Roy Williams, players have difficulty explaining UNC's dramatic swings

acarter@newsobserver.comDecember 5, 2013 

— North Carolina coach Roy Williams began his postgame news conference on Wednesday night by saying “I don’t know” three times, and then his players repeated the chorus. No one at UNC – coaches, players or anyone else – could explain the latest turn in what’s becoming a wild, unpredictable season.

The Tar Heels’ 79-65 victory against No. 1 Michigan State on Wednesday night came three days after UNC suffered an ugly, humbling loss at UAB. And that loss came one week after UNC defeated then-No. 3 Louisville – a victory that came another week after another stunning defeat, this one against Belmont.
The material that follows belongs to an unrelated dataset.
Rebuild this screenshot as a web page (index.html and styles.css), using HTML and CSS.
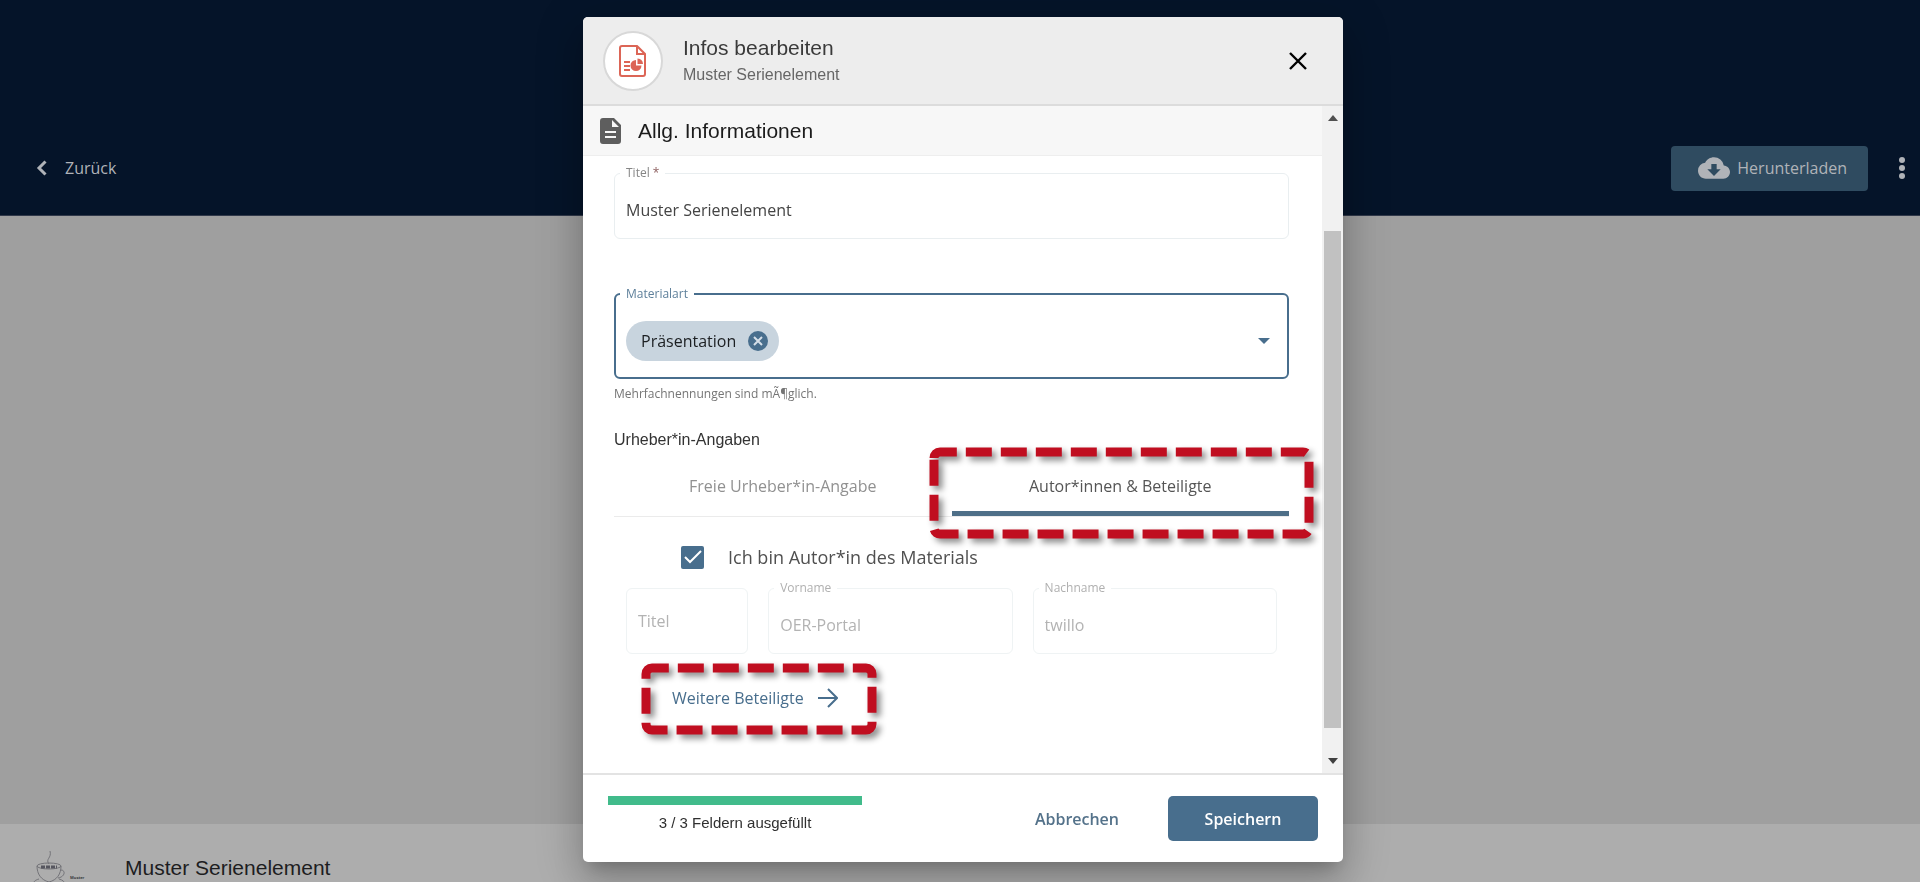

Without P.J. Hairston and Leslie McDonald, a pair of guards who are sitting out amid NCAA eligibility concerns, the Tar Heels understood they faced no shortage of uncertainty and questions. They might not have known, though, that a month into the season they’d be perhaps the most confounding team in the nation.

UNC has beaten the two best teams on its schedule and has lost to two teams that now count victories against UNC among the best in school history. The Tar Heels at times have looked woefully incompetent – incapable of consistently making free throws, like they were against Belmont, or running their offense, like at UAB.

But UNC has played nearly flawlessly, too. The Tar Heels during the first half of a season-opening victory against Oakland shot with more proficiency than they had in any half in Williams’ tenure at UNC. Against Louisville, UNC successfully beat the Cardinals’ press defense. And against Michigan State, it wasn’t even close at the end.

So what to make of the Tar Heels? Are they more the team that beat Louisville on a neutral court and silenced Michigan State’s Breslin Center? Or are they more the team that lost against Belmont and UAB? Williams on Wednesday night tried to think about what his team had just taught him during its 14-point victory against the Spartans.

“Who knows,” he said. “You would have thought after the Louisville game I would have learned a lot then. And I learned that when (we went) to UAB, we played poorly. But UAB really wanted it so much more than we did. Today, Michigan State did not want it that much more than we did.

“I think ‘want to’ is something that’s been extremely important to me.”

The victories against Louisville and Michigan State have that in common, at least. In both, the Tar Heels played with an apparent energy – the kind that was missing at UAB.

The most significant common thread between the Louisville and Michigan State victories, though, might be UNC’s success inside. In both games, the Tar Heels punished their opponents on the interior.

Against Louisville, Brice Johnson, the sophomore forward, and Kennedy Meeks, the freshman center, combined for 26 points and 17 rebounds. Against Michigan State, they combined for 29 points and 13 rebounds. Both players continue to come off the bench, but they’re as important as any starter.

“This is the way we need to play every game,” Johnson said Wednesday night. “We just need to do it consistently and just keep coming out every night playing this way.”

That has been the Tar Heels’ greatest challenge. Game to game – and sometimes even from half to half – UNC often has had difficulty carrying over what it has done well.

In the season-opening victory against Oakland, for instance, the Tar Heels followed their pristine first-half performance with one that was lacking during the final 20 minutes. A week after beating Louisville, UNC looked like a completely different team against UAB. And then the Tar Heels switched it back on for Michigan State.

Marcus Paige, the sophomore guard, said on Wednesday the dramatic swings are “hard to explain.” A few steps away, Johnson said thought about the ups and the downs and he said, “I don’t know. I can’t explain it.”

Then again, how does anyone explain this – these game-to-game dramatics?

“You really don’t,” James Michael McAdoo, the junior forward, said on Wednesday. “We’re not proud of the two losses that we’ve had, but we’ve come on in – we’ve learned from them. We’re just continuing to learn.”

What the Tar Heels have learned, exactly, is difficult to define. They know they’re at their best when they successfully run their offense through the post. They know that playing with the kind of effort they did at UAB isn’t acceptable to Williams, or one another.

Perhaps their greatest lesson in these past two weeks has been that they can play with, and beat, any team in the country. They know the opposite is true, too.

Even so, the Tar Heels of a year ago didn’t have this kind of knowledge.

“Just thinking back to last year in the ACC-Big Ten Challenge, when we up to Indiana – we laid an egg up there,” McAdoo said. “That was in the back of my mind coming into here.”

Even in the final minute on Wednesday night, McAdoo said he didn’t feel all that comfortable. He was telling his teammates, he said, not to let up – to play with as much intensity in the final minute as the first. He remembered the recent collapse against Belmont, and one against Duke his freshman season.

This time, though, the Tar Heels didn’t only hold on – they extended their lead. The 14-point final margin was the largest of the game.

People had packed into the Breslin Center expecting a lopsided Michigan State victory. Students came wearing Santa costumes, and ones of cartoon characters. One was a polar bear. In the end, they were mostly silent, and UNC was left to explain another twist in an improbable stretch.